_Your task:_
Pick out every line holding the string "index" and copy it.

_Data shown:_
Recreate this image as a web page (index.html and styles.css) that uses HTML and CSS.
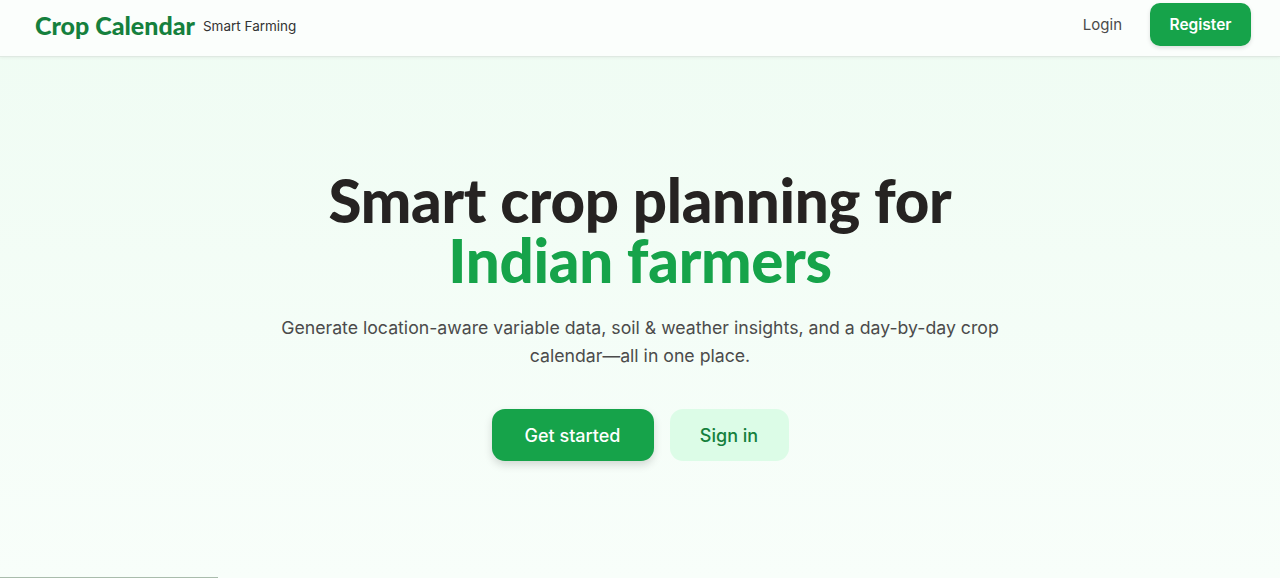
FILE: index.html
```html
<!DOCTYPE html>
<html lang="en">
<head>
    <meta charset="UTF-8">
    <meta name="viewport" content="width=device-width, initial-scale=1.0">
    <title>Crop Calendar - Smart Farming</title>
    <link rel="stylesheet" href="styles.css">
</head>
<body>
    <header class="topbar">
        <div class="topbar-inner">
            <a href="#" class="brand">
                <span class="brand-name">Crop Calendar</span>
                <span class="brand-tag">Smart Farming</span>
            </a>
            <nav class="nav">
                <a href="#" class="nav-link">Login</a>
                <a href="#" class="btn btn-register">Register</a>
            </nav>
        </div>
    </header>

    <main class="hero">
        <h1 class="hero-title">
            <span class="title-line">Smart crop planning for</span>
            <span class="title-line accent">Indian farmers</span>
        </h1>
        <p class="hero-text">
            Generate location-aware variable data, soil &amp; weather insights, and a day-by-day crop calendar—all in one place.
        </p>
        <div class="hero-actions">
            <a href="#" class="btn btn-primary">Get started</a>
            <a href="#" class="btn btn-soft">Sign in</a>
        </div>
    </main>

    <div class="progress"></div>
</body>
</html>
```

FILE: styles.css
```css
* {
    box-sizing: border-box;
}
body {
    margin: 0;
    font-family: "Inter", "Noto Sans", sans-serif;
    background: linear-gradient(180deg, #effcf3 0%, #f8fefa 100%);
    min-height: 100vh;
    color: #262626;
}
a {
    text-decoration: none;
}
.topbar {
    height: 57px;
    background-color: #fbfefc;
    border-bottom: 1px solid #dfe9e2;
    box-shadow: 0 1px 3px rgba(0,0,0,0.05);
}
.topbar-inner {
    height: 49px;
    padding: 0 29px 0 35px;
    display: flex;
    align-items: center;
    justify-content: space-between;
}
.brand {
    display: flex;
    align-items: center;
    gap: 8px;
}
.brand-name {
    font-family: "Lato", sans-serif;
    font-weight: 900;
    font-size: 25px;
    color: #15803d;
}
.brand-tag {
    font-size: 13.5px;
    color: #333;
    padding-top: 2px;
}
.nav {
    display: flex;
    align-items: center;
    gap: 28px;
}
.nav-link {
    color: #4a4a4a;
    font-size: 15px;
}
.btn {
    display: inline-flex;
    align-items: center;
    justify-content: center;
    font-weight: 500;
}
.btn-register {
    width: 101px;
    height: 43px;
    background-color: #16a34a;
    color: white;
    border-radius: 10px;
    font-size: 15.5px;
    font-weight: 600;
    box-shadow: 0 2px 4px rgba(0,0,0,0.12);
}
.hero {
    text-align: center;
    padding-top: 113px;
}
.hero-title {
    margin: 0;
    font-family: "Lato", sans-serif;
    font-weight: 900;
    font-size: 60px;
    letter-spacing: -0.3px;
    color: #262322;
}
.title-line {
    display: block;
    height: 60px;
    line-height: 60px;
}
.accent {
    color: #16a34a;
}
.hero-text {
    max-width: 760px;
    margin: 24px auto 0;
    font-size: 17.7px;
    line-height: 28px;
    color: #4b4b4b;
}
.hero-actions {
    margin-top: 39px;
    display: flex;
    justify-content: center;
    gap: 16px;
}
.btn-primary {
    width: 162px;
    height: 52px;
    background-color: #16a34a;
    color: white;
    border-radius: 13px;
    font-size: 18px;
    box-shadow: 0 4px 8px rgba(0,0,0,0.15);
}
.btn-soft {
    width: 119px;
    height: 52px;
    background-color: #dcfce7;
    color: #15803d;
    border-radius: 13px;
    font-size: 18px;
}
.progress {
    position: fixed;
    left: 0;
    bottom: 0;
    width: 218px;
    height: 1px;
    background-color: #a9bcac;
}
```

_Response below:_
Recreate this image as a web page (index.html and styles.css) that uses HTML and CSS.
FILE: index.html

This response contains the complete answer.